> OBJECTIVE:
In the data below, find each line containing the string "page" and return it.

> MATERIAL:
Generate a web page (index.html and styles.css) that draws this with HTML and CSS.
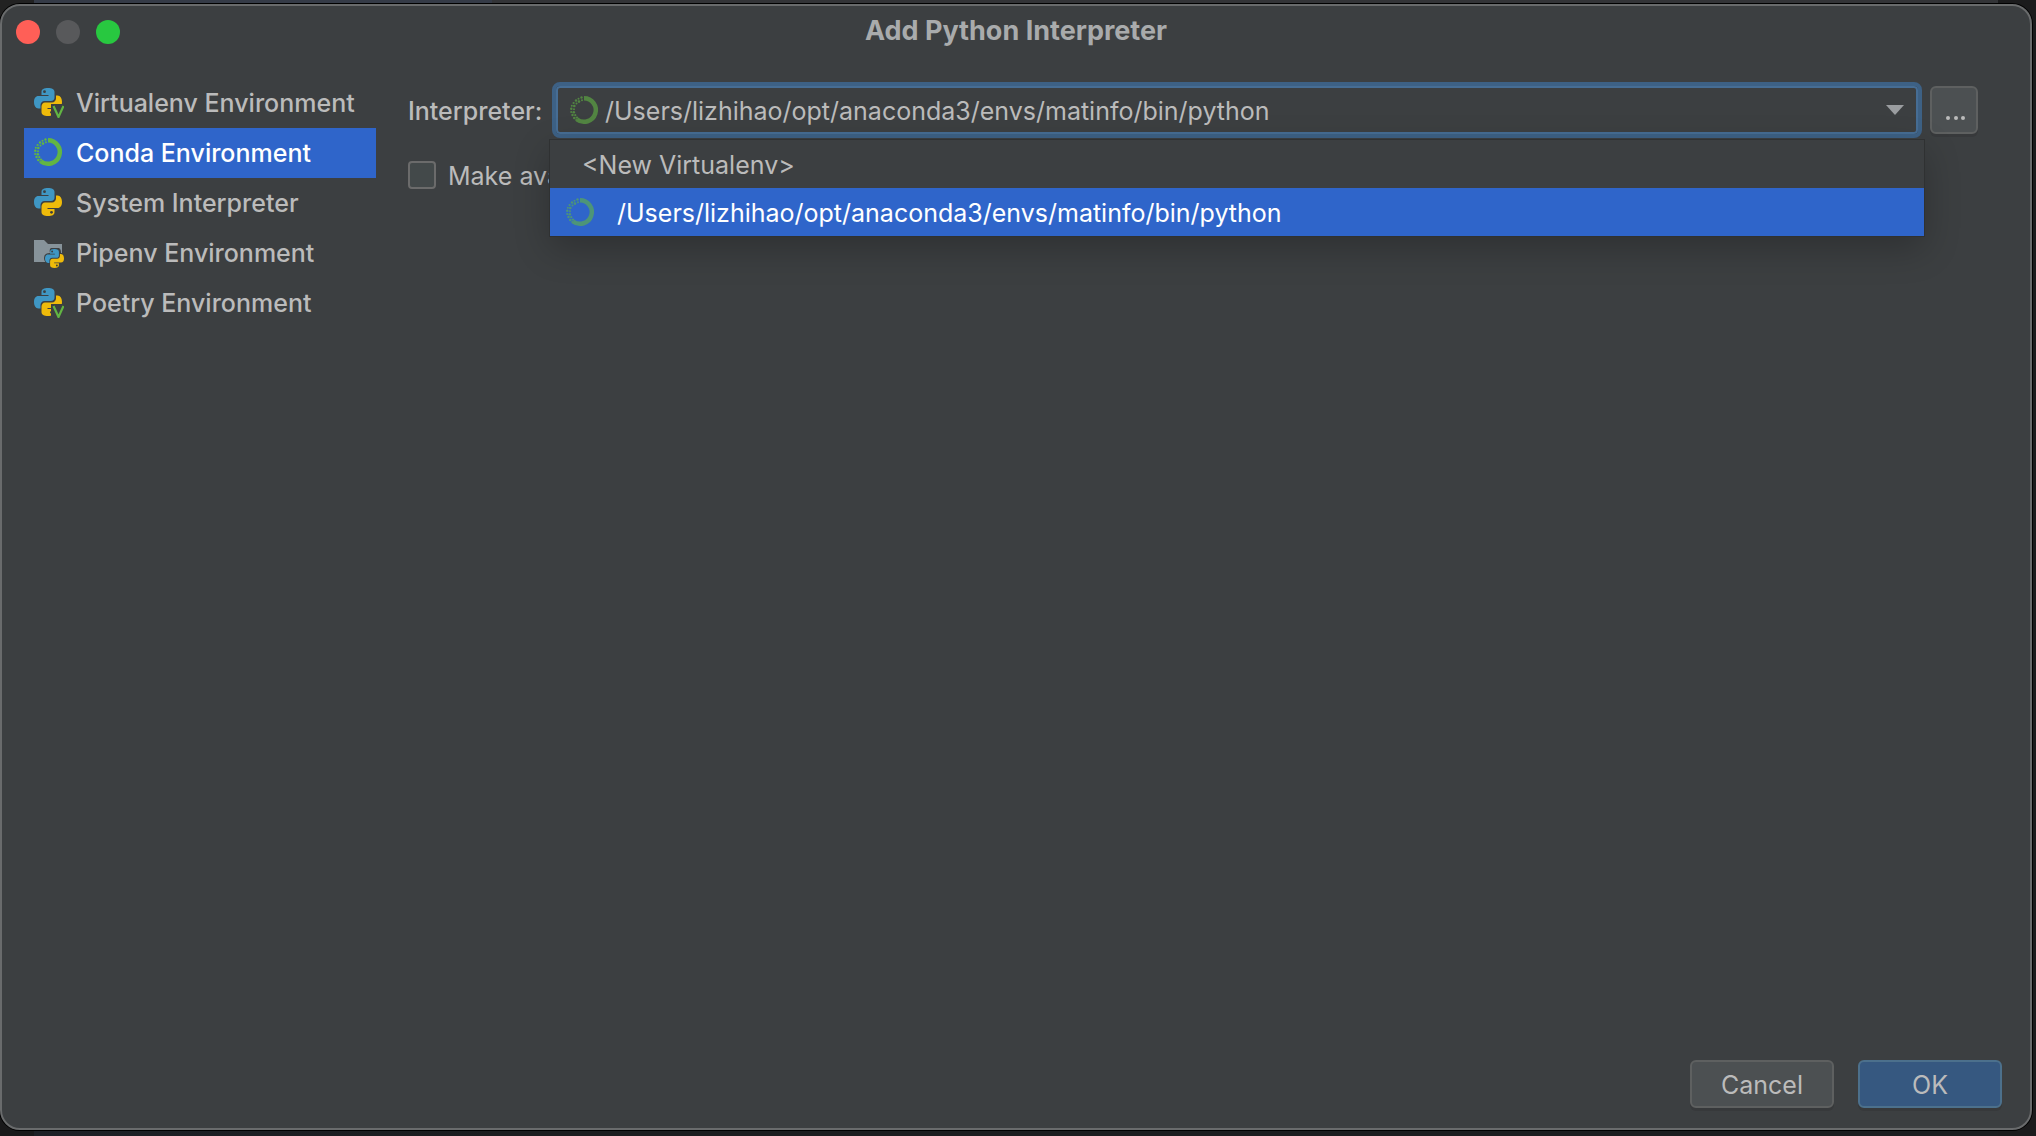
FILE: index.html
```html
<!DOCTYPE html>
<html lang="en">
<head>
<meta charset="utf-8">
<title>Add Python Interpreter</title>
<link rel="stylesheet" href="styles.css">
</head>
<body>
<svg class="sprite" aria-hidden="true">
  <symbol id="snake" viewBox="0 0 28 28">
    <path fill="#3f97c4" d="M14 0C10 0 7.500 1 7.500 4V7H14.500V8H4.500C1.500 8 0 10.500 0 14S1.500 20.500 4.500 20.500H6.500V17C6.500 14.800 8.300 13 10.500 13H17C19 13 20.500 11.500 20.500 9.500V4C20.500 1.300 18 0 14 0Z"/>
    <circle cx="10.500" cy="3.700" r="1.400" fill="#3c3f41"/>
    <path fill="#efbb0a" d="M14 28C18 28 20.500 27 20.500 24V21H13.500V20H23.500C26.500 20 28 17.500 28 14S26.500 7.500 23.500 7.500H22V10.500C22 12.700 20.200 14.500 18 14.500H11C9 14.500 7.500 16.500 7.500 18.500V24C7.500 26.700 10 28 14 28Z"/>
    <circle cx="17.500" cy="24.300" r="1.400" fill="#3c3f41"/>
  </symbol>
  <symbol id="python" viewBox="0 0 32 32">
    <use href="#snake" x="2" y="2" width="28" height="28"/>
  </symbol>
  <symbol id="python-env" viewBox="0 0 32 32">
    <use href="#snake" x="2" y="2" width="28" height="28"/>
    <path fill="#3c3f41" d="M19 18H32V32H19Z"/>
    <path fill="none" stroke="#62b543" stroke-width="2.200" d="M21.500 20L26.500 31L31.500 20"/>
  </symbol>
  <symbol id="folder-python" viewBox="0 0 32 32">
    <path fill="#87939a" d="M2 4H12L16 8H30V26H2Z"/>
    <path fill="#3c3f41" d="M19 12H27Q29 13 29 17H32V32H17V28Q12 27 12 22T18 17Q17 13 19 12Z"/>
    <use href="#snake" x="13" y="13" width="19" height="19"/>
  </symbol>
  <symbol id="conda" viewBox="0 0 32 32">
    <path fill="none" stroke="currentColor" stroke-width="4.500" d="M16 4.200A11.800 11.800 0 1 1 9 25.500"/>
    <g fill="currentColor">
      <circle cx="13.500" cy="3.500" r="1.200"/><circle cx="14" cy="6.300" r="1"/><circle cx="10.500" cy="4.800" r="1"/>
      <circle cx="11" cy="7.600" r="1.300"/><circle cx="8" cy="6.500" r="1.200"/><circle cx="8.500" cy="9.500" r="1"/>
      <circle cx="5.600" cy="9" r="1.100"/><circle cx="6.300" cy="12" r="1.300"/><circle cx="3.800" cy="11.800" r="1"/>
      <circle cx="3.300" cy="14.800" r="1.200"/><circle cx="6" cy="15.200" r="1"/><circle cx="3.200" cy="18" r="1"/>
      <circle cx="5.800" cy="18.300" r="1.300"/><circle cx="4.500" cy="21" r="1.200"/><circle cx="7.300" cy="21.200" r="1.100"/>
      <circle cx="6.300" cy="24" r="1.300"/><circle cx="9" cy="23.600" r="1.200"/><circle cx="8.200" cy="26" r="1"/>
    </g>
  </symbol>
</svg>
<div class="backdrop">
  <main class="dialog">
    <header class="titlebar">
      <div class="lights">
        <button class="light close" aria-label="Close"></button>
        <button class="light minimize" aria-label="Minimize" disabled></button>
        <button class="light zoom" aria-label="Zoom"></button>
      </div>
      <h1 class="title">Add Python Interpreter</h1>
    </header>
    <div class="content">
      <nav class="sidebar">
        <a class="kind" href="#virtualenv"><svg class="icon"><use href="#python-env"/></svg>Virtualenv Environment</a>
        <a class="kind selected" href="#conda-env" aria-current="page"><svg class="icon conda"><use href="#conda"/></svg>Conda Environment</a>
        <a class="kind" href="#system"><svg class="icon"><use href="#python"/></svg>System Interpreter</a>
        <a class="kind" href="#pipenv"><svg class="icon"><use href="#folder-python"/></svg>Pipenv Environment</a>
        <a class="kind" href="#poetry"><svg class="icon"><use href="#python-env"/></svg>Poetry Environment</a>
      </nav>
      <form class="panel">
        <div class="row">
          <label class="label" for="interpreter">Interpreter:</label>
          <div class="combo">
            <select class="select" id="interpreter">
              <option>&lt;New Virtualenv&gt;</option>
              <option selected>/Users/lizhihao/opt/anaconda3/envs/matinfo/bin/python</option>
            </select>
            <svg class="icon conda combo-icon"><use href="#conda"/></svg>
            <svg class="arrow" viewBox="0 0 18 10"><path fill="#9a9da0" d="M0 0H18L9 10Z"/></svg>
            <ul class="popup" role="listbox" aria-label="Interpreter">
              <li class="option" role="option"><span class="option-text">&lt;New Virtualenv&gt;</span></li>
              <li class="option active" role="option" aria-selected="true"><svg class="icon conda"><use href="#conda"/></svg><span class="option-text">/Users/lizhihao/opt/anaconda3/envs/matinfo/bin/python</span></li>
            </ul>
          </div>
          <button class="button browse" type="button" aria-label="Browse"><svg class="dots" viewBox="0 0 20 4"><circle cx="2" cy="2" r="2"/><circle cx="10" cy="2" r="2"/><circle cx="17" cy="2" r="2"/></svg></button>
        </div>
        <div class="share">
          <input class="checkbox" id="share" type="checkbox">
          <label class="share-label" for="share">Make available to all projects</label>
        </div>
      </form>
    </div>
    <footer class="actions">
      <button class="button">Cancel</button>
      <button class="button primary">OK</button>
    </footer>
  </main>
</div>
</body>
</html>
```
FILE: styles.css
```css
* { box-sizing: border-box; }

body {
  margin: 0;
  font-family: Inter, "Liberation Sans", sans-serif;
  font-size: 25px;
  line-height: 32px;
  color: #bbbbbb;
}

button, select, input { font: inherit; color: inherit; margin: 0; }

.sprite { position: absolute; width: 0; height: 0; }

.backdrop {
  display: flex;
  min-height: 100vh;
  padding: 4px 4px 6px 0;
  background:
    linear-gradient(#1b1b1c, #1b1b1c) top right / 38px 100% no-repeat,
    linear-gradient(90deg, #222222 34px, #353b47 34px, #353b47 492px, #333437 492px) top / 100% 20px no-repeat,
    linear-gradient(90deg, #19191a 34px, #1d2026 34px, #1b1c1e 500px);
}

.dialog {
  flex: 1;
  display: flex;
  flex-direction: column;
  background: #3c3f41;
  border: 2px solid #696b6c;
  border-radius: 20px;
  box-shadow: 0 0 0 1px #000000;
}

.titlebar {
  display: grid;
  grid-template-columns: 1fr auto 1fr;
  align-items: center;
  height: 52px;
  padding: 0 14px;
}

.lights { display: flex; gap: 16px; }
.light { width: 24px; height: 24px; padding: 0; border: 0; border-radius: 50%; }
.close { background: #ff5f57; }
.minimize { background: #58595b; }
.zoom { background: #28c840; }
.title { margin: 0; padding-bottom: 2px; font-size: 27px; font-weight: 700; color: #a9abac; }

.content { flex: 1; display: flex; gap: 32px; padding: 20px 52px 0 22px; }

.sidebar { width: 352px; }

.kind {
  display: flex;
  align-items: center;
  gap: 12px;
  height: 50px;
  padding: 0 8px;
  font-weight: 500;
  color: inherit;
  text-decoration: none;
  white-space: nowrap;
}
.kind.selected { background: #2f65ca; color: #ffffff; }

.icon { flex: none; width: 32px; height: 32px; }
.kind .icon { margin-bottom: 2px; }
.conda { color: #62b543; }

.panel { flex: 1; padding-top: 4px; }
.row { display: flex; align-items: center; gap: 8px; }
.label { width: 136px; padding-top: 2px; font-weight: 500; }

.combo { position: relative; flex: 1; display: grid; align-items: center; }
.combo > .select, .combo > .icon, .combo > .arrow { grid-area: 1 / 1; }

.select {
  appearance: none;
  width: 100%;
  height: 56px;
  padding: 2px 56px 0 49px;
  border: 4px solid #3d6185;
  border-radius: 8px;
  box-shadow: inset 0 0 0 2px #466d94;
  background: #3c3f41;
  outline: none;
}
.combo-icon { margin-left: 16px; opacity: 0.6; pointer-events: none; }
.arrow { justify-self: end; width: 18px; height: 10px; margin-right: 18px; pointer-events: none; }

.popup {
  position: absolute;
  top: 100%;
  left: -2px;
  right: -2px;
  margin: 2px 0 0;
  padding: 0;
  list-style: none;
  background: #3c3f41;
  box-shadow: 0 0 0 1px #2f3132, 0 12px 36px rgba(0, 0, 0, 0.24);
}
.option { display: flex; align-items: center; gap: 21px; height: 48px; padding: 0 32px; }
.option.active { padding: 0 14px; background: #2f65ca; color: #ffffff; }
.option .icon { opacity: 0.6; }
.option-text { padding-top: 2px; }

.button {
  width: 144px;
  height: 48px;
  padding: 2px 0 0;
  border: 2px solid #5e6060;
  border-radius: 6px;
  background: #4c5052;
  box-shadow: 0 3px 0 #37393b;
}
.primary { background: #365880; border-color: #4c708c; }
.browse { width: 48px; display: flex; justify-content: center; padding: 28px 0 0 3px; }
.dots { width: 20px; height: 4px; fill: #bbbbbb; }

.share { display: flex; align-items: center; gap: 12px; margin-top: 20px; }
.share-label { padding-top: 2px; }
.checkbox {
  appearance: none;
  width: 28px;
  height: 28px;
  border: 2px solid #6b6b6b;
  border-radius: 4px;
  background: #43494a;
}

.actions { display: flex; justify-content: flex-end; gap: 24px; padding: 0 28px 20px; }
```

> TASK RESPONSE:
Generate a web page (index.html and styles.css) that draws this with HTML and CSS.
        <a class="kind selected" href="#conda-env" aria-current="page"><svg class="icon conda"><use href="#conda"/></svg>Conda Environment</a>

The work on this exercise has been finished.